Duty Calls: Lt. Lester Lego

It was another night in the district, cruising the down and out streets of Lego Land City. Here and there were signs of trouble; a four dot red brick missing from a gate, a flower head chewed up and spat out on the hard green plastic lawn. Years ago I never would have seen this, but that was before the Foamies came to town and the gangstas took over.


Suddenly the squawk box blares out a call; I have to turn my entire head to hear it as my ears are only painted on and little Tommy has plastered that damned long haired wig on top of my bald pate again. I swear that kid is a faggot.

But the call is bad, as bad as it gets. Plastic figure down at the corner of Wisconsin and Vine, a possible Legocide.

I turn on the emergency lights that never work and hope that little Tommy will eventually move the squad car over about three inches to Wisconsin Ave. where he is busily dismembering a dog.


The stupid kid doesn't know a building block from his butthole. His parents have had to take him to the ER twice last month to have the really big eight-dot blocks surgically removed. His dad said he's gonna have the word "HOOVER" tattooed across the kid's cheeks.


A half hour later Tommy finally complies.

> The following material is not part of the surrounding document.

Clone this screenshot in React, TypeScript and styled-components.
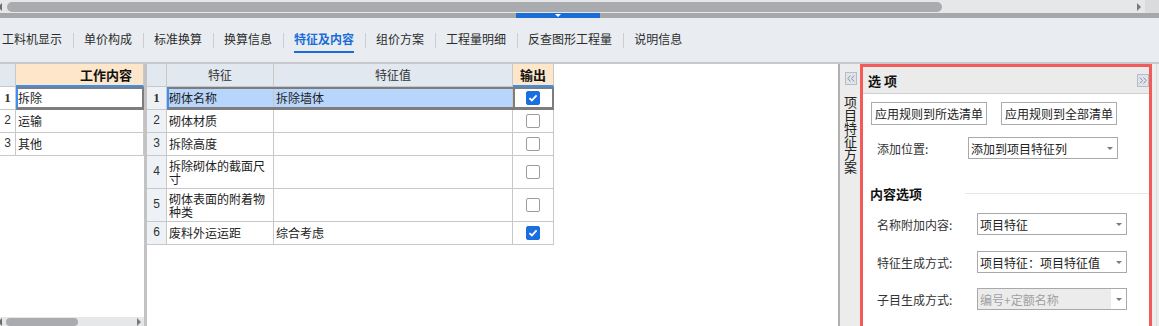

My squad car almost ended up in his colon but thankfully he ripped off Barbie's head and used her to scratch a non-existent hemmorhoid instead. There is something really wrong with Tommy.


Once we landed I saw the crime scene. It was just as I had feared. A Nerf dart to the back of the head. Lennie Lego never knew what hit him. His hat was knocked all the way over to the Fort Apache set where some idiot cowboy with a lasso permantly attached to his hand was trying to put it on his horse's head.

I couldn't really get that upset about Lennie's death. He bored out the back of Lolita Lego and was selling her body. That just didn't set right with a lot of us. Not with a Lego.


We may be made from hard plastic stock but we have a soft latex heart.

5 comments:

Anonymous said...

An all-too-common experience in Obama's Amerika.

Woodsterman (Odie) said...

It's time for you and Tommy to turn in your toy guns.

sig94 said...

I figured an empty, meaningless post would accomplish the same as that empty, meaningless exercise in futility that occurred in Buffalo.

Doom said...

That r sum of the funest shart eva.

I saw it in comment form and just roared for lots of reasons, and no reason. Good, bad, and pb&jelly sandwich reasons. When it was deleted, I was a little sad, but then delighted to see it get it's own post. Dude, you are such a roller coaster! :)

Buffalo? I don't know what happened there.

sig94 said...

Doom - Buffalo was the previous post that Nickie put up where they "bought back" the nerf guns for pizza and Gummi Bears or whatever.

Yeah, I decided to move that comment to a post. Glad you liked it.